There was some furore on Twitter, but that is predictable because the platform is replete with activists who don’t know they are activists, who trawl online to either affirm an ideology or source material to react against, a process that vindicates their membership of a group. That is nothing to begrudge; it is an ancient phenomenon using new tools. One must however quibble with the BCCI, the employer of Hardik Pandya, taking such noise seriously enough to send a show-cause notice for an explanation. If the intent is to protect the reputation of Indian cricket, remember that this is an institution led by a CEO who is accused of real workplace sexual harassment and who was cleared of it recently by a panel. One would think that they would have an understanding of the nuances here. Being macho and boisterous is neither a failing nor a crime—what someone feels in the confines of his mind is not even bad behaviour. The BCCI, however, is asking Pandya whether he has been a morally perfect person in the image sought by a Twitter crowd.

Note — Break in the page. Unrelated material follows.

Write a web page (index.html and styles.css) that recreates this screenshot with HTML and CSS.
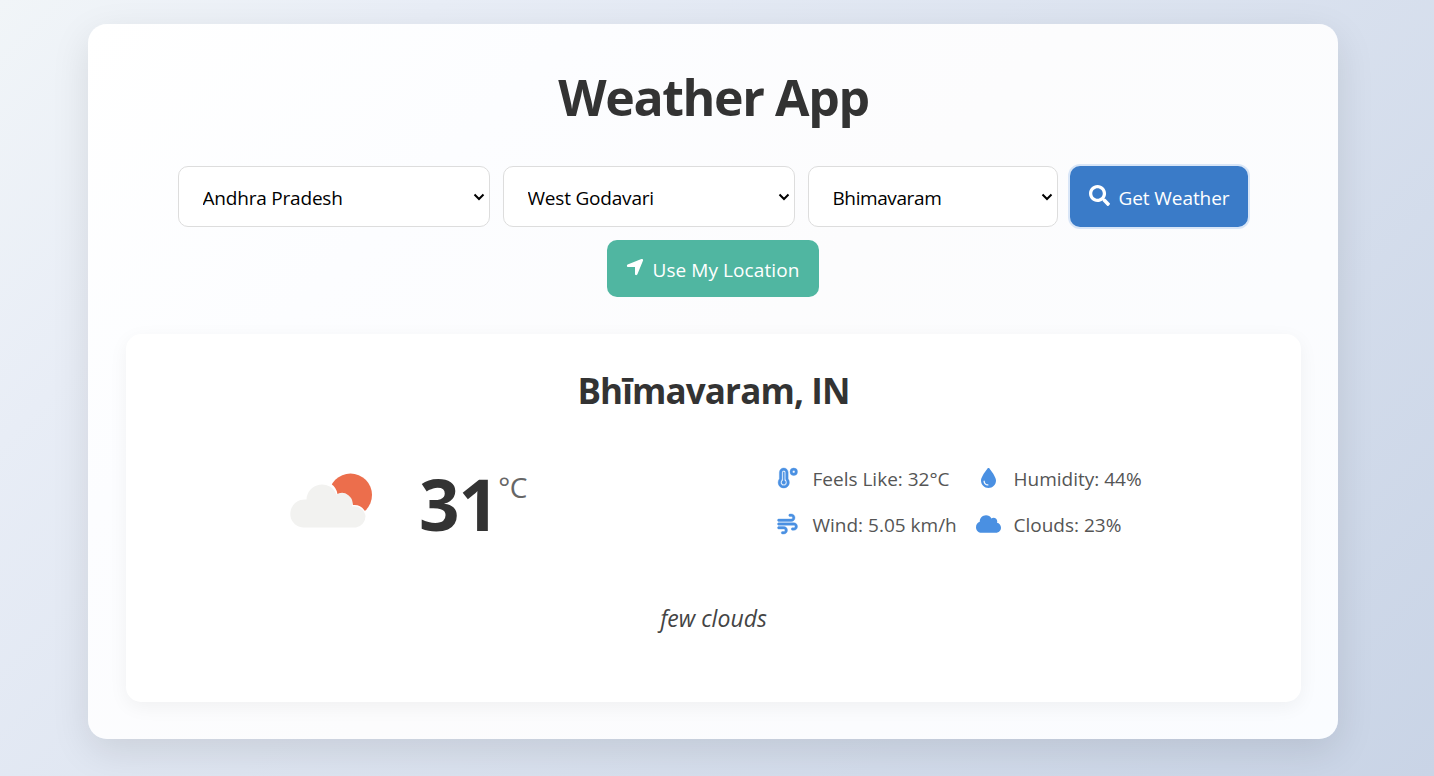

Extend the idea then. Assume that to the questions of Karan Johar, Pandya gave an account of himself as a man who comes in and out of a party with eyes lowered. Now the BCCI has to choose between two versions of Pandya: one, where he is a sexist objectifying women but speaks the truth, and the other, where he is a liar but perfectly non-sexist. Are they then okay with untruth over sexism? How do you decide what gets priority?

In its limitless wisdom, the BCCI did mull over such a choice and its solution was to carry the idiocy further by banning all players from appearing on talk shows. This, when its own Committee of Administrators have had little compunction taking potshots at each other in public because their personal feelings were slighted. Behaviour supervision is only for slaves, not masters.